The person reading through the commit log doesn't even need to be someone technical if the story that is told is told well.

Caveats

CI/CD

A story was told recently by David Bernstein at the Pragmatic Programmer Conference In The Cloud 2020 event about a company in Seattle. During a tour of said company, they came upon the main developer area where there sat in the corner a large box. When asked what the box was, the guide responded something like this: “That is the build server. See those lights and sirens all around the ceiling? Those go off when someone breaks the build. You don't want to be the one who breaks the build.”

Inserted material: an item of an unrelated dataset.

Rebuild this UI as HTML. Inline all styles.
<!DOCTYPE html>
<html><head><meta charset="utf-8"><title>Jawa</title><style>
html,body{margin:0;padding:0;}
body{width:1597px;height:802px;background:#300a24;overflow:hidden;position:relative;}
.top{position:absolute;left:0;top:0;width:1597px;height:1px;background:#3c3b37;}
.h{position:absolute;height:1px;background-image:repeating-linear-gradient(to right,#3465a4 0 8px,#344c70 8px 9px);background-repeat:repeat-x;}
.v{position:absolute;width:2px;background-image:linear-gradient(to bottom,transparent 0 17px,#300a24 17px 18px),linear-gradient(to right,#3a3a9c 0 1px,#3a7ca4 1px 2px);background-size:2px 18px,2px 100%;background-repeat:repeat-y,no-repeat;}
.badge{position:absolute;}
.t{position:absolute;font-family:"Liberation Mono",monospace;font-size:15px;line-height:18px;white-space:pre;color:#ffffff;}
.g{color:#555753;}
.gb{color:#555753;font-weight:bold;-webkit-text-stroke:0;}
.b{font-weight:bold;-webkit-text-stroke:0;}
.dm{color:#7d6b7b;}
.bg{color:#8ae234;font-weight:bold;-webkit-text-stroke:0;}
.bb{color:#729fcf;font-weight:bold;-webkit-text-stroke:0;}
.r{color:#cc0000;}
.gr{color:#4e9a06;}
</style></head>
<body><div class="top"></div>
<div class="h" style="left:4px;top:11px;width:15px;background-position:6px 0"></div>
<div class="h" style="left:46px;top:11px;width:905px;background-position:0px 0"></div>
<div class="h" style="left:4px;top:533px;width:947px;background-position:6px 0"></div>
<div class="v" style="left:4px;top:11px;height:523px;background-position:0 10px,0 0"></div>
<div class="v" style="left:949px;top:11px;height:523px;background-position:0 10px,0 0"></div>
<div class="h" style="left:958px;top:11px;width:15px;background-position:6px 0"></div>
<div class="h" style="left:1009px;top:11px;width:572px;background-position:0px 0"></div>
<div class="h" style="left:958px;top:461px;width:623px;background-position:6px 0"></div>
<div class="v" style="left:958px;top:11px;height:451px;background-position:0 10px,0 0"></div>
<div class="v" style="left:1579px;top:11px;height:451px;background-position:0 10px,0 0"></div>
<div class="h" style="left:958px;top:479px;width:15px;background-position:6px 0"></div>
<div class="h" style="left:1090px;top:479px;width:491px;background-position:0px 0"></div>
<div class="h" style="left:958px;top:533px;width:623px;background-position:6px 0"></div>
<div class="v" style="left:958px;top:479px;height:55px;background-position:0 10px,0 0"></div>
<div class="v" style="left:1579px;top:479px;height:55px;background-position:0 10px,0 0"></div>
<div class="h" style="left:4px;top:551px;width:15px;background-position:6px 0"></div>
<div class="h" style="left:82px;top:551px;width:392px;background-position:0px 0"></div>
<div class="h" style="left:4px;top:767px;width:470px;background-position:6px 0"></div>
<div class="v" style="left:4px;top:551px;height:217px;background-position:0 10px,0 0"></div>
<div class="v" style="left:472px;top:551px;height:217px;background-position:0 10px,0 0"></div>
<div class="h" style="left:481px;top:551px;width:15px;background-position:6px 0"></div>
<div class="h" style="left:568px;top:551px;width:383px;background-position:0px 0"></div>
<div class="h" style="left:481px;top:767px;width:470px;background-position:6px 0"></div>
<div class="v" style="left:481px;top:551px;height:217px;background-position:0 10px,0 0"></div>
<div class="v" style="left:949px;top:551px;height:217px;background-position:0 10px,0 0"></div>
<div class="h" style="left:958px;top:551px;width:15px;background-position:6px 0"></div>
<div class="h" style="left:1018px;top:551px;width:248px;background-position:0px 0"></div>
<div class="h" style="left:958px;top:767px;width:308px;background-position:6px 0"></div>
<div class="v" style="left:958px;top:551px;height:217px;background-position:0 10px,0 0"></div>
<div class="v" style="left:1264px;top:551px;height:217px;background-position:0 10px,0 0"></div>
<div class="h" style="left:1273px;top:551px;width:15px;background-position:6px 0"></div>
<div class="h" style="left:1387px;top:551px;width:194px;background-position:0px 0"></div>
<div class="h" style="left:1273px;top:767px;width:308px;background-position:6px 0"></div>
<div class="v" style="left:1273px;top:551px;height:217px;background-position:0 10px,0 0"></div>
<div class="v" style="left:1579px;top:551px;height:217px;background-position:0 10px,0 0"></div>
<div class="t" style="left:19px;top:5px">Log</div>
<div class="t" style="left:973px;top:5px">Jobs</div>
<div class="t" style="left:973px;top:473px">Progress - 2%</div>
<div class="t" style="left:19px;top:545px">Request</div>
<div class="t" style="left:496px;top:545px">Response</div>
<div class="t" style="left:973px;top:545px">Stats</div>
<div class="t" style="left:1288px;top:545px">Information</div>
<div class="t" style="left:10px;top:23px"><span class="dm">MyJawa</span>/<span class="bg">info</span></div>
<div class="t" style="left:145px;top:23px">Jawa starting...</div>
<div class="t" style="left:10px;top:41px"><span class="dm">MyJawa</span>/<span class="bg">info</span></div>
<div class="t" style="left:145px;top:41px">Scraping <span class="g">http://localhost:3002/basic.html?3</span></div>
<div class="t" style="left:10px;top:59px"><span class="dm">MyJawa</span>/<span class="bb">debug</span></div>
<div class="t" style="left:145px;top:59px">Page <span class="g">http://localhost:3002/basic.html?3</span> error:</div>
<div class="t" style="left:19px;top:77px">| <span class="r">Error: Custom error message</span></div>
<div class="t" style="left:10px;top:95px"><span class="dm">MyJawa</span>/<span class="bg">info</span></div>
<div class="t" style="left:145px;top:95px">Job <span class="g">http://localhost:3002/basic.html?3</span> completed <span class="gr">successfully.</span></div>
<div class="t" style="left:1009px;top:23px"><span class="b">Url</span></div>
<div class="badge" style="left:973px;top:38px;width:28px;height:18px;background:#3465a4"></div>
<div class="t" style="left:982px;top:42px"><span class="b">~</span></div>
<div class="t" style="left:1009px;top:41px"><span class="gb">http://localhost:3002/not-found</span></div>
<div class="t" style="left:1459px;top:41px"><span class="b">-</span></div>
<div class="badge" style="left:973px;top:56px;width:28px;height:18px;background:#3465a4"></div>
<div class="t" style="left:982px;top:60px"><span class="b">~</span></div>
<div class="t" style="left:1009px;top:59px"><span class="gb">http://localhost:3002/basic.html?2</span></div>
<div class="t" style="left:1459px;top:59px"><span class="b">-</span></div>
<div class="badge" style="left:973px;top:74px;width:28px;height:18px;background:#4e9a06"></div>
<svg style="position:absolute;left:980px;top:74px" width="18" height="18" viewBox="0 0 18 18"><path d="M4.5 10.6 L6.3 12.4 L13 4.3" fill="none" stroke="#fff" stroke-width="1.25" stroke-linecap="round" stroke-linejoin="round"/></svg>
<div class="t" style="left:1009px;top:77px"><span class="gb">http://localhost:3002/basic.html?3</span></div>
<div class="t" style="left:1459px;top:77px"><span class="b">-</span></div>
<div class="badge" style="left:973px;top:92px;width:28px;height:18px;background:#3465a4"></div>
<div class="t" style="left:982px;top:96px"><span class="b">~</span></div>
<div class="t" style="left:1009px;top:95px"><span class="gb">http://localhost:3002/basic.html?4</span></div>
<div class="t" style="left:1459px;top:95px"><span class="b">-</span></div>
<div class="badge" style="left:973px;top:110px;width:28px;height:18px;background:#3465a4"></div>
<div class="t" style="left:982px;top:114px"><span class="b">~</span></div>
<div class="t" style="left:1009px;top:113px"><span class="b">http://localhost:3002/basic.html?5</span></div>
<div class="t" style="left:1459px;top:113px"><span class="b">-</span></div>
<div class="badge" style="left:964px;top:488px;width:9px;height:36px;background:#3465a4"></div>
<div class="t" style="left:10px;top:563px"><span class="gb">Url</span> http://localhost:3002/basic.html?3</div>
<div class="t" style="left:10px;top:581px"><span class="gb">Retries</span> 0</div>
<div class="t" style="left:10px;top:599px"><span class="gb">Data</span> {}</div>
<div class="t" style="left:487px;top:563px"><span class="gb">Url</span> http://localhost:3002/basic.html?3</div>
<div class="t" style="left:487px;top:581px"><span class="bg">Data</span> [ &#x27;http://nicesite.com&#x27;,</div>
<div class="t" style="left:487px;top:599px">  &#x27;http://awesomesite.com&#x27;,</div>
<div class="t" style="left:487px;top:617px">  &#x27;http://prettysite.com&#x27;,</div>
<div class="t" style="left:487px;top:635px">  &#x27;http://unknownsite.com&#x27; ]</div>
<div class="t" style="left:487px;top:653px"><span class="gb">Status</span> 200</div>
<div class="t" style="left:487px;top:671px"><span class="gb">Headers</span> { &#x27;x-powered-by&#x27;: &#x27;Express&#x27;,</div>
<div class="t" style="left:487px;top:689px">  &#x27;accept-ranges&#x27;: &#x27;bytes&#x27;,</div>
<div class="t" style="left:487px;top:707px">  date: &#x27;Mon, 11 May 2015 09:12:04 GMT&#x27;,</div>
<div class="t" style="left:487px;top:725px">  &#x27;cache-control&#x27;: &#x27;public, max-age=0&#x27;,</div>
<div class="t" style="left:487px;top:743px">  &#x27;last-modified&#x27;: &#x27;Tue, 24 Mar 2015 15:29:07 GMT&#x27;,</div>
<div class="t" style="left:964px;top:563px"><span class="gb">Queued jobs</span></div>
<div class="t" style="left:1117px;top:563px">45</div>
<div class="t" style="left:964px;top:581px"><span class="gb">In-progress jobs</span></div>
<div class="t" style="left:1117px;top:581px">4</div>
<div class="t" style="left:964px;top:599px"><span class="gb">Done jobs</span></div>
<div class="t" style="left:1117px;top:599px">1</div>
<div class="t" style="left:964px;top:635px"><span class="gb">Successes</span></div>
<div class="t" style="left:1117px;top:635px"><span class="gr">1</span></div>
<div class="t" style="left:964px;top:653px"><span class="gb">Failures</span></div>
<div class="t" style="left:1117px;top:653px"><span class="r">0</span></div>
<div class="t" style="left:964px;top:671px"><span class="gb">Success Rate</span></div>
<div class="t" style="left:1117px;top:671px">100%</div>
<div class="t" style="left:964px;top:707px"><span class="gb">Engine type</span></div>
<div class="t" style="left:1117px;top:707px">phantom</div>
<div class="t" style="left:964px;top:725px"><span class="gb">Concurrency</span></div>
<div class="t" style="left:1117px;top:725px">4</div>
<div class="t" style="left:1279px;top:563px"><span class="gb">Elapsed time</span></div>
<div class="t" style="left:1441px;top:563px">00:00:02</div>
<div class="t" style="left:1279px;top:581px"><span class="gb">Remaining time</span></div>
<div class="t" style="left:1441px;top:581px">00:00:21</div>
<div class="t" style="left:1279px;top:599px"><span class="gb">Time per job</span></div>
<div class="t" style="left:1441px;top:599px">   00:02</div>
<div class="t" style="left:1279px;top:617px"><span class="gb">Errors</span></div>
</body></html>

If your team has a CI/CD build pipeline with a single branch, you may not want to be the one who breaks it. If that is the case, you may have to think more carefully about how you break down your commits. This could especially be the case if you were working on a feature/bug that took a larger amount of time. Without knowing the specifics of your situation, I would still encourage you to break down your commits as best you can in a way that doesn't break the build.

Squashed Commits

Some teams either automatically, or require developers to manually, squash their commits as they merge them. This might cause some to question the value of writing thorough commit messages when there's the possibility it could be lost during a squash. Commit messages can be condensed when performing a squash, but that's outside the scope of this article.

Some hosted VCS services (e.g. Bitbucket) will also auto condense your commit messages into a single commit with the full list of messages attached. But even if that were not the case, I would still recommend you practice good commit message etiquette. Clear commit messages can be helpful during code reviews. You also never know when a branch may go stale, or you just need to find a specific change quickly.

Be Committed

I know it's not always easy, and I myself struggle with the above tips from time to time. We all tell a story with our commits. What will yours be?